In my experience though, bubble wrap remains the packaging material of choice, and perfumistas who engage in regular swapping will get through a ton of the stuff in the course of a typical year. Oh okay, maybe not a ton, because admittedly it doesn't weigh very much, but a goodly amount in volume terms, certainly. And what is really handy is that bubble wrap is something you never need to buy - regular top up supplies just miraculously appear pretty much every time you buy an item by mail order.

The best "harvest" of fresh bubble wrap is yielded by larger or heavier items such as electronic goods, though some of these may also come ensconced in rigid polystyrene, which is no good to us fumeheads.
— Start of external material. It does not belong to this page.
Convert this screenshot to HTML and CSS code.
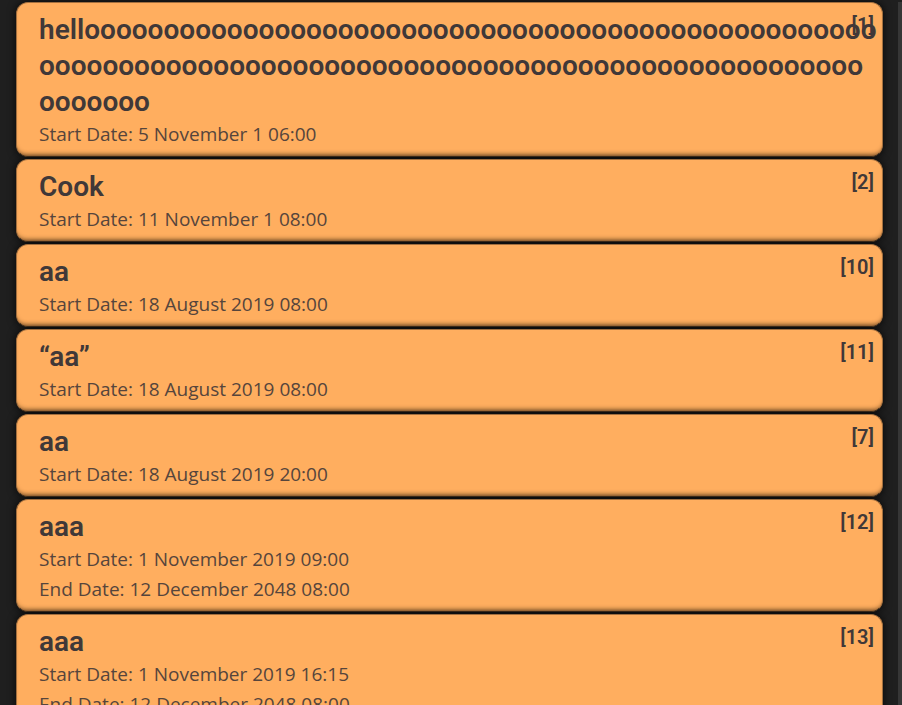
FILE: index.html
```
<!DOCTYPE html>
<html lang="en">
<head>
<meta charset="utf-8">
<title>Tasks</title>
<link rel="stylesheet" href="styles.css">
</head>
<body>
<main class="panel">
<ul class="tasks">
<li class="card"><h2 class="title">hellooooooooooooooooooooooooooooooooooooooooooooooooooooooooooooooooooooooooooooooooooooooooooooooooooooooooooooo</h2><p class="date">Start Date: 5 November 1 06:00</p><span class="index">[1]</span></li>
<li class="card"><h2 class="title">Cook</h2><p class="date">Start Date: 11 November 1 08:00</p><span class="index">[2]</span></li>
<li class="card"><h2 class="title">aa</h2><p class="date">Start Date: 18 August 2019 08:00</p><span class="index">[10]</span></li>
<li class="card"><h2 class="title">“aa”</h2><p class="date">Start Date: 18 August 2019 08:00</p><span class="index">[11]</span></li>
<li class="card"><h2 class="title">aa</h2><p class="date">Start Date: 18 August 2019 20:00</p><span class="index">[7]</span></li>
<li class="card"><h2 class="title">aaa</h2><p class="date">Start Date: 1 November 2019 09:00</p><p class="date">End Date: 12 December 2048 08:00</p><span class="index">[12]</span></li>
<li class="card"><h2 class="title">aaa</h2><p class="date">Start Date: 1 November 2019 16:15</p><p class="date">End Date: 12 December 2048 08:00</p><span class="index">[13]</span></li>
</ul>
<div class="track"></div>
</main>
</body>
</html>
```
FILE: styles.css
```
* {
  box-sizing: border-box;
  margin: 0;
  padding: 0;
}

body {
  background: #1f1f1f;
  color: #403838;
}

.panel {
  display: flex;
  height: 100vh;
  padding-top: 2px;
  overflow: hidden;
}

.tasks {
  flex: 1;
  min-width: 0;
  display: flex;
  flex-direction: column;
  gap: 2px;
  padding: 0 15px 0 16px;
  list-style: none;
}

.track {
  width: 4px;
  background: #363636;
}

.card {
  position: relative;
  flex: none;
  padding: 9px 4px 7px 22px;
  border: 1px solid #a36f3e;
  border-bottom-color: #4a3520;
  border-radius: 12px;
  background: #ffae5f;
  box-shadow: 0 0 8px rgba(0, 0, 0, 0.8), inset 0 -4px 4px -3px rgba(60, 35, 10, 0.6);
}

.title {
  margin-bottom: -1px;
  font: 600 28px/36px Roboto, sans-serif;
  overflow-wrap: anywhere;
}

.date {
  font: 400 19px/30px "Open Sans", sans-serif;
  color: #56453c;
}

.index {
  position: absolute;
  top: 9px;
  right: 8px;
  font: 600 20px/26px Roboto, sans-serif;
}
```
That said, their close relative, the polystyrene chip, is a good substitute for bubble wrap, though the chips have an annoying habit of either sticking to your hands because of their static charge, or conversely skittering all over the work surface and/or floor.

And even within the category of bubble wrap proper, there is a qualitative hierarchy, indeed one of the reasons why this post is somewhat delayed is because I was tracking down one or two remaining species, with a view to photographing them.

The award for the most useless type must go to large gauge bubble wrap, which increases the volume of the wrapped item by a factor of 500, and makes it damn near impossible to insert the swap package into an envelope, whether a bubble mailer or not.

The "standard" and most useful type of bubble wrap has smaller blisters that are no more than 3mm in height when fully inflated (I just measured a classic piece, so you can take this figure as pretty accurate). It comes in large sheets that may be cut to size. Ideally, it will not already have any Sellotape on it, for sure as eggs are eggs, once you start tugging that darn tape off, the bubble wrap will distort and tear into wretchedly ragged shapes that are frankly not socially acceptable on the swap scene, even allowing for people's tolerance of a recycled material.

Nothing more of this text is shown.